> _Brief_
Give back the full material, exactly as it reads.

_ _ _ _

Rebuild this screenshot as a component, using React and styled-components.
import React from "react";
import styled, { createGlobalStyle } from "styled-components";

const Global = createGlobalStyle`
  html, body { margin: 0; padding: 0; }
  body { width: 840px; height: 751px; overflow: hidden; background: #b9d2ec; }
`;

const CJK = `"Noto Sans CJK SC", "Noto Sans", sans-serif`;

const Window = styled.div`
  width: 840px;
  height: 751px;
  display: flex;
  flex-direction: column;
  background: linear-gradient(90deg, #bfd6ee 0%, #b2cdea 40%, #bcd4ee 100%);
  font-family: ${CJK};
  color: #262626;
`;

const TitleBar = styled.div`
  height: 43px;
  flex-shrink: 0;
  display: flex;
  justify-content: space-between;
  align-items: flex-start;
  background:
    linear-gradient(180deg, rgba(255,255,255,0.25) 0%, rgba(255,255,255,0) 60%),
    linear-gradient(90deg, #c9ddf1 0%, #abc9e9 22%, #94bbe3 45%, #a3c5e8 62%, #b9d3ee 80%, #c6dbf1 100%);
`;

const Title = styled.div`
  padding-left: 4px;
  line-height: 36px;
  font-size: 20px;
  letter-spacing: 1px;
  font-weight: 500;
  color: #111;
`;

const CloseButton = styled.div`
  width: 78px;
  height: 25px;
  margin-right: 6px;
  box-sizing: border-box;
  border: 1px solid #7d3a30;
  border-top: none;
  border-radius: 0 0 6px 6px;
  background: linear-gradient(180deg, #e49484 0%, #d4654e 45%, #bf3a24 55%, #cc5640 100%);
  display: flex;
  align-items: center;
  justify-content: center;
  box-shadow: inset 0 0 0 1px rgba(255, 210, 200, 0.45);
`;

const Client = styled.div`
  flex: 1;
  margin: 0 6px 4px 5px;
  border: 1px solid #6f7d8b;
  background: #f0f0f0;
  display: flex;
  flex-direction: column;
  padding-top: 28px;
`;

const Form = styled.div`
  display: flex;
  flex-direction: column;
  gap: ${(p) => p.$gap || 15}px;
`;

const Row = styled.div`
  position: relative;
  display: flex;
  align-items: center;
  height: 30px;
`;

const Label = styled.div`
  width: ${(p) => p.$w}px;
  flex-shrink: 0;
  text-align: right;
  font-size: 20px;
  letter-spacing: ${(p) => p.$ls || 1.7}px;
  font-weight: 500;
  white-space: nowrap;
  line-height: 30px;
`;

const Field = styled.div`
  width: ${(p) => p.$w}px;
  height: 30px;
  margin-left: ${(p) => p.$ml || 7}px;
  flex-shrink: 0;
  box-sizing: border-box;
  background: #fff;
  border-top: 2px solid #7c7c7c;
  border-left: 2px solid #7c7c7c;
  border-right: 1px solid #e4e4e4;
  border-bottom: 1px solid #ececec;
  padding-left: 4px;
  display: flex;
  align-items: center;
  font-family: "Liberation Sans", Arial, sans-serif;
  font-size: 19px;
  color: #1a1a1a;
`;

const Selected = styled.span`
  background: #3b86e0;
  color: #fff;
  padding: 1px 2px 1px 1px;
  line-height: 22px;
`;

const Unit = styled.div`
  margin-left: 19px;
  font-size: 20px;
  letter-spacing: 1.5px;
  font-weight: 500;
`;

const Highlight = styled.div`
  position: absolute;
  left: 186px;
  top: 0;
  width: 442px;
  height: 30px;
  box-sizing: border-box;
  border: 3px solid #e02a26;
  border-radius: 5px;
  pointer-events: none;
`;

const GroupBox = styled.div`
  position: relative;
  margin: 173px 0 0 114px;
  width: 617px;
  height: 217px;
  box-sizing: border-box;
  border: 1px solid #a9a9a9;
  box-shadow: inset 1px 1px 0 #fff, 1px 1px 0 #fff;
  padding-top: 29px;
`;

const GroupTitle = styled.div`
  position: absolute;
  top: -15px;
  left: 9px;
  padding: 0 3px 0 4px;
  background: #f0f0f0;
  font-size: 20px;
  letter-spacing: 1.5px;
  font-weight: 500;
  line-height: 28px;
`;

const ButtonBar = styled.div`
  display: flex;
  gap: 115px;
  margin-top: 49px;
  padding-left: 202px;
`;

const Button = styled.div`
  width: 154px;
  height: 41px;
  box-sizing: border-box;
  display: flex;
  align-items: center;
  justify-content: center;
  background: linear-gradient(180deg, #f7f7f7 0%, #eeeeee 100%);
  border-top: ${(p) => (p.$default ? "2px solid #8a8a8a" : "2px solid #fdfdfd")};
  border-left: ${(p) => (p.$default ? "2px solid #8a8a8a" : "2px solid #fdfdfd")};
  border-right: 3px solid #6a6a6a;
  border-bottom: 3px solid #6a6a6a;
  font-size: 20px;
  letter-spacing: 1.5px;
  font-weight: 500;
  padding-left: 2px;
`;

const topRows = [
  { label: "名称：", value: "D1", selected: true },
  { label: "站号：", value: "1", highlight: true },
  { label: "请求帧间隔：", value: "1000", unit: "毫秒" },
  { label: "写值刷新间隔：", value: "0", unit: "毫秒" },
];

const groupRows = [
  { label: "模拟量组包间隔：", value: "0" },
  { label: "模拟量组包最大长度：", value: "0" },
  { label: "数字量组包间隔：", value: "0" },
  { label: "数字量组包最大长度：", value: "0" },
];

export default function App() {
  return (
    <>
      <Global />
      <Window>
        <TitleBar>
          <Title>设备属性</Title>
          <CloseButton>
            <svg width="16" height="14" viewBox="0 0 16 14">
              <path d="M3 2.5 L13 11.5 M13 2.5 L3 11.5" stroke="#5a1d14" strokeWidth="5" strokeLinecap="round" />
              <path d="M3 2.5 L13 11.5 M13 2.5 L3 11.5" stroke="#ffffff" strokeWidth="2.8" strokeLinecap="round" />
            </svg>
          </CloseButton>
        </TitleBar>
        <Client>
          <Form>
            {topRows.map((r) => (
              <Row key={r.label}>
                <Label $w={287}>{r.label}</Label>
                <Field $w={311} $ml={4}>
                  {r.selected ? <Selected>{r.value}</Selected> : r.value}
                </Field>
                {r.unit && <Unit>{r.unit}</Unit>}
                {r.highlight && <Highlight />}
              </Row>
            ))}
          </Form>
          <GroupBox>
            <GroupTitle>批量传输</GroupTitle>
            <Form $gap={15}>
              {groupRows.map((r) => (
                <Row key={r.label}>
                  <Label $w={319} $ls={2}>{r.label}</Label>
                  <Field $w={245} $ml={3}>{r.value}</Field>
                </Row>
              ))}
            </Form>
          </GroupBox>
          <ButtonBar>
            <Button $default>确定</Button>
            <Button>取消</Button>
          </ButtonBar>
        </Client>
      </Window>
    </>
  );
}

_ _ _ _

> _Solution below_
Rebuild this screenshot as a component, using React and styled-components.
import React from "react";
import styled, { createGlobalStyle } from "styled-components";

const Global = createGlobalStyle`
  html, body { margin: 0; padding: 0; }
  body { width: 840px; height: 751px; overflow: hidden; background: #b9d2ec; }
`;

const CJK = `"Noto Sans CJK SC", "Noto Sans", sans-serif`;

const Window = styled.div`
  width: 840px;
  height: 751px;
  display: flex;
  flex-direction: column;
  background: linear-gradient(90deg, #bfd6ee 0%, #b2cdea 40%, #bcd4ee 100%);
  font-family: ${CJK};
  color: #262626;
`;

const TitleBar = styled.div`
  height: 43px;
  flex-shrink: 0;
  display: flex;
  justify-content: space-between;
  align-items: flex-start;
  background:
    linear-gradient(180deg, rgba(255,255,255,0.25) 0%, rgba(255,255,255,0) 60%),
    linear-gradient(90deg, #c9ddf1 0%, #abc9e9 22%, #94bbe3 45%, #a3c5e8 62%, #b9d3ee 80%, #c6dbf1 100%);
`;

const Title = styled.div`
  padding-left: 4px;
  line-height: 36px;
  font-size: 20px;
  letter-spacing: 1px;
  font-weight: 500;
  color: #111;
`;

const CloseButton = styled.div`
  width: 78px;
  height: 25px;
  margin-right: 6px;
  box-sizing: border-box;
  border: 1px solid #7d3a30;
  border-top: none;
  border-radius: 0 0 6px 6px;
  background: linear-gradient(180deg, #e49484 0%, #d4654e 45%, #bf3a24 55%, #cc5640 100%);
  display: flex;
  align-items: center;
  justify-content: center;
  box-shadow: inset 0 0 0 1px rgba(255, 210, 200, 0.45);
`;

const Client = styled.div`
  flex: 1;
  margin: 0 6px 4px 5px;
  border: 1px solid #6f7d8b;
  background: #f0f0f0;
  display: flex;
  flex-direction: column;
  padding-top: 28px;
`;

const Form = styled.div`
  display: flex;
  flex-direction: column;
  gap: ${(p) => p.$gap || 15}px;
`;

const Row = styled.div`
  position: relative;
  display: flex;
  align-items: center;
  height: 30px;
`;

const Label = styled.div`
  width: ${(p) => p.$w}px;
  flex-shrink: 0;
  text-align: right;
  font-size: 20px;
  letter-spacing: ${(p) => p.$ls || 1.7}px;
  font-weight: 500;
  white-space: nowrap;
  line-height: 30px;
`;

const Field = styled.div`
  width: ${(p) => p.$w}px;
  height: 30px;
  margin-left: ${(p) => p.$ml || 7}px;
  flex-shrink: 0;
  box-sizing: border-box;
  background: #fff;
  border-top: 2px solid #7c7c7c;
  border-left: 2px solid #7c7c7c;
  border-right: 1px solid #e4e4e4;
  border-bottom: 1px solid #ececec;
  padding-left: 4px;
  display: flex;
  align-items: center;
  font-family: "Liberation Sans", Arial, sans-serif;
  font-size: 19px;
  color: #1a1a1a;
`;

const Selected = styled.span`
  background: #3b86e0;
  color: #fff;
  padding: 1px 2px 1px 1px;
  line-height: 22px;
`;

const Unit = styled.div`
  margin-left: 19px;
  font-size: 20px;
  letter-spacing: 1.5px;
  font-weight: 500;
`;

const Highlight = styled.div`
  position: absolute;
  left: 186px;
  top: 0;
  width: 442px;
  height: 30px;
  box-sizing: border-box;
  border: 3px solid #e02a26;
  border-radius: 5px;
  pointer-events: none;
`;

const GroupBox = styled.div`
  position: relative;
  margin: 173px 0 0 114px;
  width: 617px;
  height: 217px;
  box-sizing: border-box;
  border: 1px solid #a9a9a9;
  box-shadow: inset 1px 1px 0 #fff, 1px 1px 0 #fff;
  padding-top: 29px;
`;

const GroupTitle = styled.div`
  position: absolute;
  top: -15px;
  left: 9px;
  padding: 0 3px 0 4px;
  background: #f0f0f0;
  font-size: 20px;
  letter-spacing: 1.5px;
  font-weight: 500;
  line-height: 28px;
`;

const ButtonBar = styled.div`
  display: flex;
  gap: 115px;
  margin-top: 49px;
  padding-left: 202px;
`;

const Button = styled.div`
  width: 154px;
  height: 41px;
  box-sizing: border-box;
  display: flex;
  align-items: center;
  justify-content: center;
  background: linear-gradient(180deg, #f7f7f7 0%, #eeeeee 100%);
  border-top: ${(p) => (p.$default ? "2px solid #8a8a8a" : "2px solid #fdfdfd")};
  border-left: ${(p) => (p.$default ? "2px solid #8a8a8a" : "2px solid #fdfdfd")};
  border-right: 3px solid #6a6a6a;
  border-bottom: 3px solid #6a6a6a;
  font-size: 20px;
  letter-spacing: 1.5px;
  font-weight: 500;
  padding-left: 2px;
`;

const topRows = [
  { label: "名称：", value: "D1", selected: true },
  { label: "站号：", value: "1", highlight: true },
  { label: "请求帧间隔：", value: "1000", unit: "毫秒" },
  { label: "写值刷新间隔：", value: "0", unit: "毫秒" },
];

const groupRows = [
  { label: "模拟量组包间隔：", value: "0" },
  { label: "模拟量组包最大长度：", value: "0" },
  { label: "数字量组包间隔：", value: "0" },
  { label: "数字量组包最大长度：", value: "0" },
];

export default function App() {
  return (
    <>
      <Global />
      <Window>
        <TitleBar>
          <Title>设备属性</Title>
          <CloseButton>
            <svg width="16" height="14" viewBox="0 0 16 14">
              <path d="M3 2.5 L13 11.5 M13 2.5 L3 11.5" stroke="#5a1d14" strokeWidth="5" strokeLinecap="round" />
              <path d="M3 2.5 L13 11.5 M13 2.5 L3 11.5" stroke="#ffffff" strokeWidth="2.8" strokeLinecap="round" />
            </svg>
          </CloseButton>
        </TitleBar>
        <Client>
          <Form>
            {topRows.map((r) => (
              <Row key={r.label}>
                <Label $w={287}>{r.label}</Label>
                <Field $w={311} $ml={4}>
                  {r.selected ? <Selected>{r.value}</Selected> : r.value}
                </Field>
                {r.unit && <Unit>{r.unit}</Unit>}
                {r.highlight && <Highlight />}
              </Row>
            ))}
          </Form>
          <GroupBox>
            <GroupTitle>批量传输</GroupTitle>
            <Form $gap={15}>
              {groupRows.map((r) => (
                <Row key={r.label}>
                  <Label $w={319} $ls={2}>{r.label}</Label>
                  <Field $w={245} $ml={3}>{r.value}</Field>
                </Row>
              ))}
            </Form>
          </GroupBox>
          <ButtonBar>
            <Button $default>确定</Button>
            <Button>取消</Button>
          </ButtonBar>
        </Client>
      </Window>
    </>
  );
}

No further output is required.